• **Task goal**
All the data below goes into the copy word for word, but the pictures don't.

Rows from a dataset of pages and code:
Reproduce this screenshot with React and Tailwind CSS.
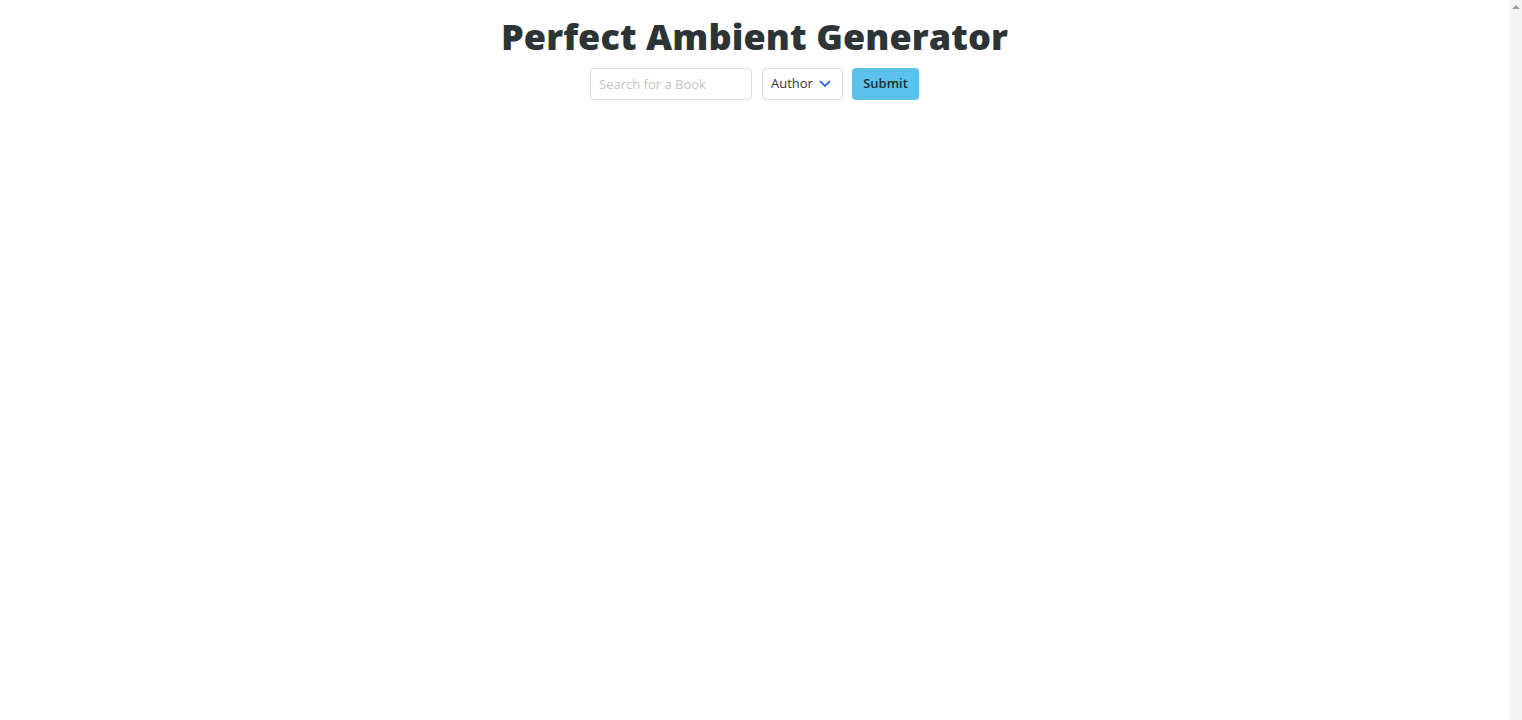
import { useState } from "react";

export default function App() {
  const [query, setQuery] = useState("");
  const [field, setField] = useState("Author");

  return (
    <div className="flex h-[720px] w-full overflow-hidden bg-white font-['Open_Sans',sans-serif]">
      <div className="flex flex-1 flex-col items-center">
        {/* Title */}
        <h1 className="mt-[12px] text-[36px] font-extrabold leading-[50px] tracking-[0.1px] text-[#2d3436]">
          Perfect Ambient Generator
        </h1>

        {/* Search form */}
        <form
          className="mt-[6px] flex items-center"
          onSubmit={(e) => e.preventDefault()}>
          <input
            value={query}
            onChange={(e) => setQuery(e.target.value)}
            placeholder="Search for a Book"
            className="h-[32px] w-[162px] rounded-[4px] border border-[#dcdcdc] px-[8px] text-[13px] text-[#333] placeholder:text-[#c4c4c4] outline-none"
          />
          <div className="relative ml-[10px]">
            <select
              value={field}
              onChange={(e) => setField(e.target.value)}
              className="h-[32px] w-[81px] appearance-none rounded-[4px] border border-[#dcdcdc] bg-white pl-[8px] text-[13px] text-[#333] outline-none">
              <option>Author</option>
              <option>Title</option>
            </select>
            <svg
              className="pointer-events-none absolute right-[12px] top-[12px]"
              width="12"
              height="8"
              viewBox="0 0 12 8"
              fill="none">
              <path d="M1.5 1.5L6 6L10.5 1.5" stroke="#3b6fe0" strokeWidth="1.8" strokeLinecap="round" strokeLinejoin="round" />
            </svg>
          </div>
          <button
            type="submit"
            className="ml-[9px] h-[32px] w-[67px] rounded-[4px] bg-[#5bc2ee] text-[13px] font-semibold text-[#1f2d33]">
            Submit
          </button>
        </form>
      </div>

      {/* Scrollbar */}
      <div className="flex w-[13px] flex-col items-center bg-[#f5f5f5] pt-[5px]">
        <div className="h-0 w-0 border-x-[4px] border-b-[4px] border-x-transparent border-b-[#a3a3a3]" />
      </div>
    </div>
  );
}
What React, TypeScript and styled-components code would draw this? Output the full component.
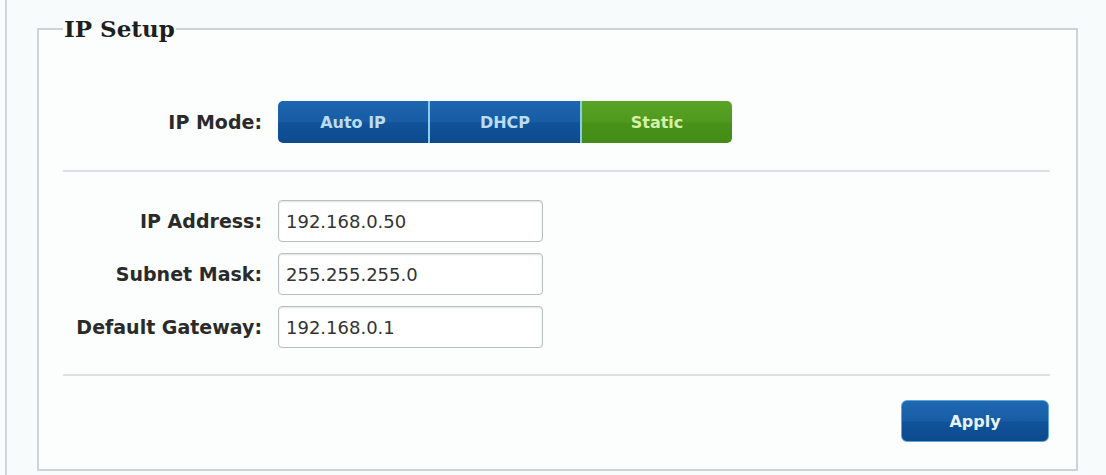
import React from "react";
import styled, { createGlobalStyle } from "styled-components";

const Global = createGlobalStyle`
  html, body { margin: 0; padding: 0; background: #f7fbfb; }
  body { font-family: "DejaVu Sans", Verdana, sans-serif; }
  * { box-sizing: border-box; }
`;

const Page = styled.div`
  margin-left: 5px;
  border-left: 2px solid #cfd6d8;
  min-height: 475px;
  padding: 15px 28px 4px 30px;
`;

const Box = styled.fieldset`
  margin: 0;
  border: 2px solid #cdd3d6;
  background: #fcfefe;
  padding: 58px 26px 27px 24px;
  min-width: 0;
`;

const Legend = styled.legend`
  font-family: "DejaVu Serif", Georgia, serif;
  font-weight: bold;
  font-size: 23px;
  line-height: 28px;
  color: #1e1e1e;
  padding: 0 1px;
  margin-left: 0;
`;

const Row = styled.div`
  display: flex;
  align-items: center;
  gap: 16px;
  & + & { margin-top: 11px; }
`;

const Label = styled.label`
  width: 199px;
  text-align: right;
  font-weight: bold;
  font-size: 19px;
  color: #2a2a2a;
  flex: none;
`;

const Segmented = styled.div`
  display: flex;
  height: 42px;
`;

const Segment = styled.button<{ $active?: boolean; $first?: boolean; $last?: boolean }>`
  width: ${(p) => (p.$first ? 150 : 152)}px;
  height: 42px;
  border: none;
  border-left: ${(p) => (p.$first ? "none" : "2px solid #86cdf0")};
  border-radius: ${(p) => (p.$first ? "5px 0 0 5px" : p.$last ? "0 5px 5px 0" : "0")};
  font-family: "DejaVu Sans", Verdana, sans-serif;
  font-weight: bold;
  font-size: 16px;
  color: ${(p) => (p.$active ? "#d6f0a4" : "#b9dcf3")};
  background: ${(p) =>
    p.$active
      ? "linear-gradient(#59a426, #4f9a1e 50%, #48921a 52%, #438c16)"
      : "linear-gradient(#1d66b0, #175ca4 50%, #11529a 52%, #0e4b8e)"};
  cursor: pointer;
  padding: 0;
`;

const Divider = styled.hr<{ $top: number; $bottom: number }>`
  border: none;
  border-top: 2px solid #dde1e3;
  margin: ${(p) => `${p.$top}px 0 ${p.$bottom}px`};
`;

const Fields = styled.div`
  display: flex;
  flex-direction: column;
`;

const Input = styled.input`
  width: 265px;
  height: 42px;
  border: 1px solid #b9bec1;
  border-radius: 4px;
  box-shadow: inset 0 1px 2px rgba(0, 0, 0, 0.12);
  background: #ffffff;
  padding: 0 7px;
  font-family: "DejaVu Sans", Verdana, sans-serif;
  font-size: 18px;
  color: #333;
`;

const Actions = styled.div`
  display: flex;
  justify-content: flex-end;
  padding-right: 1px;
`;

const ApplyButton = styled.button`
  width: 148px;
  height: 42px;
  border: 1px solid #5ea7d8;
  border-radius: 6px;
  background: linear-gradient(#1e68b2, #175da5 50%, #11539a 52%, #0d4a8c);
  color: #e8f2fb;
  font-family: "DejaVu Sans", Verdana, sans-serif;
  font-weight: bold;
  font-size: 16px;
  cursor: pointer;
`;

export default function App() {
  return (
    <>
      <Global />
      <Page>
        <Box>
          <Legend>IP Setup</Legend>
          <Row>
            <Label>IP Mode:</Label>
            <Segmented>
              <Segment $first>Auto IP</Segment>
              <Segment>DHCP</Segment>
              <Segment $active $last>Static</Segment>
            </Segmented>
          </Row>
          <Divider $top={27} $bottom={28} />
          <Fields>
            <Row>
              <Label>IP Address:</Label>
              <Input defaultValue="192.168.0.50" />
            </Row>
            <Row>
              <Label>Subnet Mask:</Label>
              <Input defaultValue="255.255.255.0" />
            </Row>
            <Row>
              <Label>Default Gateway:</Label>
              <Input defaultValue="192.168.0.1" />
            </Row>
          </Fields>
          <Divider $top={26} $bottom={24} />
          <Actions>
            <ApplyButton>Apply</ApplyButton>
          </Actions>
        </Box>
      </Page>
    </>
  );
}
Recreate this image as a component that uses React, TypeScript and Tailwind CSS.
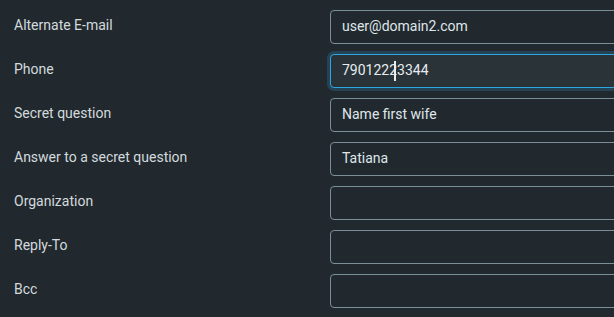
const rows = [
  { label: "Alternate E-mail", value: "user@domain2.com" },
  { label: "Phone", value: "79012223344", focused: true },
  { label: "Secret question", value: "Name first wife" },
  { label: "Answer to a secret question", value: "Tatiana" },
  { label: "Organization", value: "" },
  { label: "Reply-To", value: "" },
  { label: "Bcc", value: "" },
];

function Field({ value, focused }: { value: string; focused?: boolean }) {
  if (focused) {
    return (
      <div className="flex h-[34px] w-[300px] shrink-0 items-center rounded-[4px] border border-[#2ea7e0] bg-[#2a3338] pb-[2px] pl-[11px] text-[14px] text-[#e6ecef] shadow-[0_0_0_3px_rgba(40,120,160,0.35)]">
        <span>{value.slice(0, 7)}</span>
        <span className="-ml-[3px] mr-[1px] mt-[2px] h-[20px] w-[2px] bg-[#e8eef0]" />
        <span>{value.slice(7)}</span>
      </div>
    );
  }
  return (
    <div className="flex h-[34px] w-[300px] shrink-0 items-center rounded-[4px] border border-[#7a8f96] bg-[#22292e] pb-[2px] pl-[11px] text-[14px] text-[#dfe6ea]">
      {value}
    </div>
  );
}

export default function App() {
  return (
    <div className="h-[317px] w-[614px] overflow-hidden bg-[#22292e] pt-[10px] font-['Roboto',sans-serif]">
      <div className="flex flex-col gap-[10px]">
        {rows.map((row) => (
          <div key={row.label} className="flex items-center">
            <div className="w-[330px] shrink-0 pb-[4px] pl-[14px] text-[14px] text-[#d2dade]">{row.label}</div>
            <Field value={row.value} focused={row.focused} />
          </div>
        ))}
      </div>
    </div>
  );
}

• **Task response**
Reproduce this screenshot with React and Tailwind CSS.
import { useState } from "react";

export default function App() {
  const [query, setQuery] = useState("");
  const [field, setField] = useState("Author");

  return (
    <div className="flex h-[720px] w-full overflow-hidden bg-white font-['Open_Sans',sans-serif]">
      <div className="flex flex-1 flex-col items-center">
        {/* Title */}
        <h1 className="mt-[12px] text-[36px] font-extrabold leading-[50px] tracking-[0.1px] text-[#2d3436]">
          Perfect Ambient Generator
        </h1>

        {/* Search form */}
        <form
          className="mt-[6px] flex items-center"
          onSubmit={(e) => e.preventDefault()}>
          <input
            value={query}
            onChange={(e) => setQuery(e.target.value)}
            placeholder="Search for a Book"
            className="h-[32px] w-[162px] rounded-[4px] border border-[#dcdcdc] px-[8px] text-[13px] text-[#333] placeholder:text-[#c4c4c4] outline-none"
          />
          <div className="relative ml-[10px]">
            <select
              value={field}
              onChange={(e) => setField(e.target.value)}
              className="h-[32px] w-[81px] appearance-none rounded-[4px] border border-[#dcdcdc] bg-white pl-[8px] text-[13px] text-[#333] outline-none">
              <option>Author</option>
              <option>Title</option>
            </select>
            <svg
              className="pointer-events-none absolute right-[12px] top-[12px]"
              width="12"
              height="8"
              viewBox="0 0 12 8"
              fill="none">
              <path d="M1.5 1.5L6 6L10.5 1.5" stroke="#3b6fe0" strokeWidth="1.8" strokeLinecap="round" strokeLinejoin="round" />
            </svg>
          </div>
          <button
            type="submit"
            className="ml-[9px] h-[32px] w-[67px] rounded-[4px] bg-[#5bc2ee] text-[13px] font-semibold text-[#1f2d33]">
            Submit
          </button>
        </form>
      </div>

      {/* Scrollbar */}
      <div className="flex w-[13px] flex-col items-center bg-[#f5f5f5] pt-[5px]">
        <div className="h-0 w-0 border-x-[4px] border-b-[4px] border-x-transparent border-b-[#a3a3a3]" />
      </div>
    </div>
  );
}
What React, TypeScript and styled-components code would draw this? Output the full component.
import React from "react";
import styled, { createGlobalStyle } from "styled-components";

const Global = createGlobalStyle`
  html, body { margin: 0; padding: 0; background: #f7fbfb; }
  body { font-family: "DejaVu Sans", Verdana, sans-serif; }
  * { box-sizing: border-box; }
`;

const Page = styled.div`
  margin-left: 5px;
  border-left: 2px solid #cfd6d8;
  min-height: 475px;
  padding: 15px 28px 4px 30px;
`;

const Box = styled.fieldset`
  margin: 0;
  border: 2px solid #cdd3d6;
  background: #fcfefe;
  padding: 58px 26px 27px 24px;
  min-width: 0;
`;

const Legend = styled.legend`
  font-family: "DejaVu Serif", Georgia, serif;
  font-weight: bold;
  font-size: 23px;
  line-height: 28px;
  color: #1e1e1e;
  padding: 0 1px;
  margin-left: 0;
`;

const Row = styled.div`
  display: flex;
  align-items: center;
  gap: 16px;
  & + & { margin-top: 11px; }
`;

const Label = styled.label`
  width: 199px;
  text-align: right;
  font-weight: bold;
  font-size: 19px;
  color: #2a2a2a;
  flex: none;
`;

const Segmented = styled.div`
  display: flex;
  height: 42px;
`;

const Segment = styled.button<{ $active?: boolean; $first?: boolean; $last?: boolean }>`
  width: ${(p) => (p.$first ? 150 : 152)}px;
  height: 42px;
  border: none;
  border-left: ${(p) => (p.$first ? "none" : "2px solid #86cdf0")};
  border-radius: ${(p) => (p.$first ? "5px 0 0 5px" : p.$last ? "0 5px 5px 0" : "0")};
  font-family: "DejaVu Sans", Verdana, sans-serif;
  font-weight: bold;
  font-size: 16px;
  color: ${(p) => (p.$active ? "#d6f0a4" : "#b9dcf3")};
  background: ${(p) =>
    p.$active
      ? "linear-gradient(#59a426, #4f9a1e 50%, #48921a 52%, #438c16)"
      : "linear-gradient(#1d66b0, #175ca4 50%, #11529a 52%, #0e4b8e)"};
  cursor: pointer;
  padding: 0;
`;

const Divider = styled.hr<{ $top: number; $bottom: number }>`
  border: none;
  border-top: 2px solid #dde1e3;
  margin: ${(p) => `${p.$top}px 0 ${p.$bottom}px`};
`;

const Fields = styled.div`
  display: flex;
  flex-direction: column;
`;

const Input = styled.input`
  width: 265px;
  height: 42px;
  border: 1px solid #b9bec1;
  border-radius: 4px;
  box-shadow: inset 0 1px 2px rgba(0, 0, 0, 0.12);
  background: #ffffff;
  padding: 0 7px;
  font-family: "DejaVu Sans", Verdana, sans-serif;
  font-size: 18px;
  color: #333;
`;

const Actions = styled.div`
  display: flex;
  justify-content: flex-end;
  padding-right: 1px;
`;

const ApplyButton = styled.button`
  width: 148px;
  height: 42px;
  border: 1px solid #5ea7d8;
  border-radius: 6px;
  background: linear-gradient(#1e68b2, #175da5 50%, #11539a 52%, #0d4a8c);
  color: #e8f2fb;
  font-family: "DejaVu Sans", Verdana, sans-serif;
  font-weight: bold;
  font-size: 16px;
  cursor: pointer;
`;

export default function App() {
  return (
    <>
      <Global />
      <Page>
        <Box>
          <Legend>IP Setup</Legend>
          <Row>
            <Label>IP Mode:</Label>
            <Segmented>
              <Segment $first>Auto IP</Segment>
              <Segment>DHCP</Segment>
              <Segment $active $last>Static</Segment>
            </Segmented>
          </Row>
          <Divider $top={27} $bottom={28} />
          <Fields>
            <Row>
              <Label>IP Address:</Label>
              <Input defaultValue="192.168.0.50" />
            </Row>
            <Row>
              <Label>Subnet Mask:</Label>
              <Input defaultValue="255.255.255.0" />
            </Row>
            <Row>
              <Label>Default Gateway:</Label>
              <Input defaultValue="192.168.0.1" />
            </Row>
          </Fields>
          <Divider $top={26} $bottom={24} />
          <Actions>
            <ApplyButton>Apply</ApplyButton>
          </Actions>
        </Box>
      </Page>
    </>
  );
}
Recreate this image as a component that uses React, TypeScript and Tailwind CSS.
const rows = [
  { label: "Alternate E-mail", value: "user@domain2.com" },
  { label: "Phone", value: "79012223344", focused: true },
  { label: "Secret question", value: "Name first wife" },
  { label: "Answer to a secret question", value: "Tatiana" },
  { label: "Organization", value: "" },
  { label: "Reply-To", value: "" },
  { label: "Bcc", value: "" },
];

function Field({ value, focused }: { value: string; focused?: boolean }) {
  if (focused) {
    return (
      <div className="flex h-[34px] w-[300px] shrink-0 items-center rounded-[4px] border border-[#2ea7e0] bg-[#2a3338] pb-[2px] pl-[11px] text-[14px] text-[#e6ecef] shadow-[0_0_0_3px_rgba(40,120,160,0.35)]">
        <span>{value.slice(0, 7)}</span>
        <span className="-ml-[3px] mr-[1px] mt-[2px] h-[20px] w-[2px] bg-[#e8eef0]" />
        <span>{value.slice(7)}</span>
      </div>
    );
  }
  return (
    <div className="flex h-[34px] w-[300px] shrink-0 items-center rounded-[4px] border border-[#7a8f96] bg-[#22292e] pb-[2px] pl-[11px] text-[14px] text-[#dfe6ea]">
      {value}
    </div>
  );
}

export default function App() {
  return (
    <div className="h-[317px] w-[614px] overflow-hidden bg-[#22292e] pt-[10px] font-['Roboto',sans-serif]">
      <div className="flex flex-col gap-[10px]">
        {rows.map((row) => (
          <div key={row.label} className="flex items-center">
            <div className="w-[330px] shrink-0 pb-[4px] pl-[14px] text-[14px] text-[#d2dade]">{row.label}</div>
            <Field value={row.value} focused={row.focused} />
          </div>
        ))}
      </div>
    </div>
  );
}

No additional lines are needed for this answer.